>> Begin
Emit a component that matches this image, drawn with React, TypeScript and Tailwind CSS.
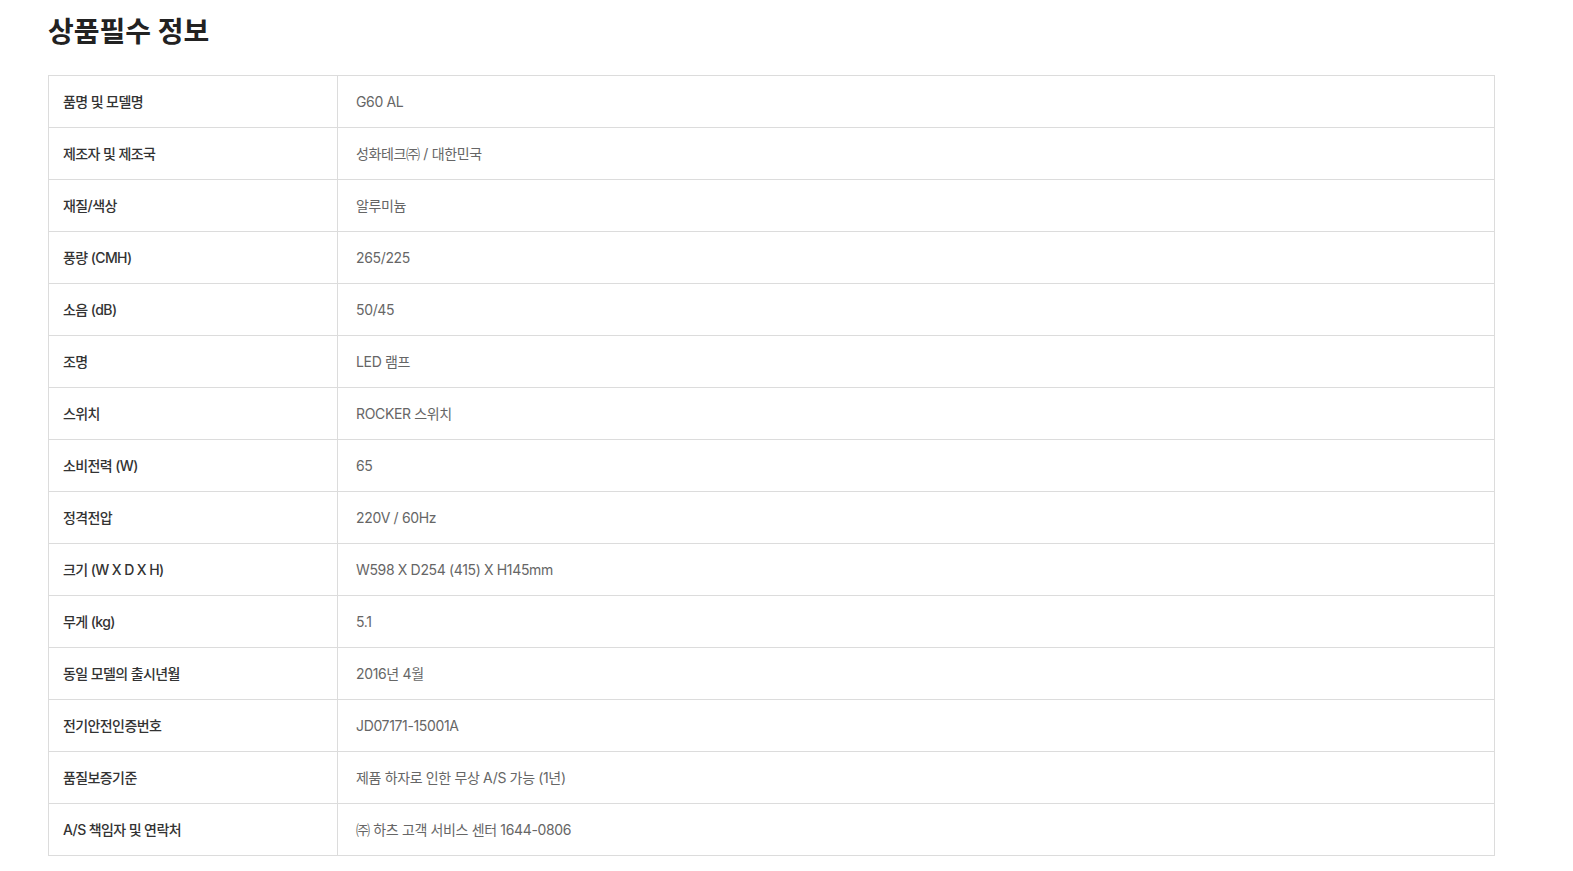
const rows: [string, string][] = [
  ["품명 및 모델명", "G60 AL"],
  ["제조자 및 제조국", "성화테크㈜ / 대한민국"],
  ["재질/색상", "알루미늄"],
  ["풍량 (CMH)", "265/225"],
  ["소음 (dB)", "50/45"],
  ["조명", "LED 램프"],
  ["스위치", "ROCKER 스위치"],
  ["소비전력 (W)", "65"],
  ["정격전압", "220V / 60Hz"],
  ["크기 (W X D X H)", "W598 X D254 (415) X H145mm"],
  ["무게 (kg)", "5.1"],
  ["동일 모델의 출시년월", "2016년 4월"],
  ["전기안전인증번호", "JD07171-15001A"],
  ["품질보증기준", "제품 하자로 인한 무상 A/S 가능 (1년)"],
  ["A/S 책임자 및 연락처", "㈜ 하츠 고객 서비스 센터 1644-0806"],
];

export default function App() {
  return (
    <div
      className="min-h-screen bg-white pl-[48px] pr-[78px] pt-[12px]"
      style={{ fontFamily: 'Inter, "Noto Sans CJK KR", sans-serif' }}
    >
      <h2 className="text-[28px] font-bold leading-[40px] text-[#222]">
        상품필수 정보
      </h2>
      <table className="mt-[23px] w-full border-collapse border border-[#dcdcdc]">
        <tbody>
          {rows.map(([label, value]) => (
            <tr key={label} className="h-[52px]">
              <th className="w-[289px] border border-[#dcdcdc] pb-[1px] pl-[14px] text-left text-[14px] font-medium tracking-[-0.6px] text-[#333]">
                {label}
              </th>
              <td className="border border-[#dcdcdc] pb-[1px] pl-[18px] text-[14px] tracking-[-0.35px] text-[#666]">
                {value}
              </td>
            </tr>
          ))}
        </tbody>
      </table>
    </div>
  );
}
>> End
■ What the task asks
Restate the data above word for word. Do not include the images.

■ Answer below
Emit a component that matches this image, drawn with React, TypeScript and Tailwind CSS.
const rows: [string, string][] = [
  ["품명 및 모델명", "G60 AL"],
  ["제조자 및 제조국", "성화테크㈜ / 대한민국"],
  ["재질/색상", "알루미늄"],
  ["풍량 (CMH)", "265/225"],
  ["소음 (dB)", "50/45"],
  ["조명", "LED 램프"],
  ["스위치", "ROCKER 스위치"],
  ["소비전력 (W)", "65"],
  ["정격전압", "220V / 60Hz"],
  ["크기 (W X D X H)", "W598 X D254 (415) X H145mm"],
  ["무게 (kg)", "5.1"],
  ["동일 모델의 출시년월", "2016년 4월"],
  ["전기안전인증번호", "JD07171-15001A"],
  ["품질보증기준", "제품 하자로 인한 무상 A/S 가능 (1년)"],
  ["A/S 책임자 및 연락처", "㈜ 하츠 고객 서비스 센터 1644-0806"],
];

export default function App() {
  return (
    <div
      className="min-h-screen bg-white pl-[48px] pr-[78px] pt-[12px]"
      style={{ fontFamily: 'Inter, "Noto Sans CJK KR", sans-serif' }}
    >
      <h2 className="text-[28px] font-bold leading-[40px] text-[#222]">
        상품필수 정보
      </h2>
      <table className="mt-[23px] w-full border-collapse border border-[#dcdcdc]">
        <tbody>
          {rows.map(([label, value]) => (
            <tr key={label} className="h-[52px]">
              <th className="w-[289px] border border-[#dcdcdc] pb-[1px] pl-[14px] text-left text-[14px] font-medium tracking-[-0.6px] text-[#333]">
                {label}
              </th>
              <td className="border border-[#dcdcdc] pb-[1px] pl-[18px] text-[14px] tracking-[-0.35px] text-[#666]">
                {value}
              </td>
            </tr>
          ))}
        </tbody>
      </table>
    </div>
  );
}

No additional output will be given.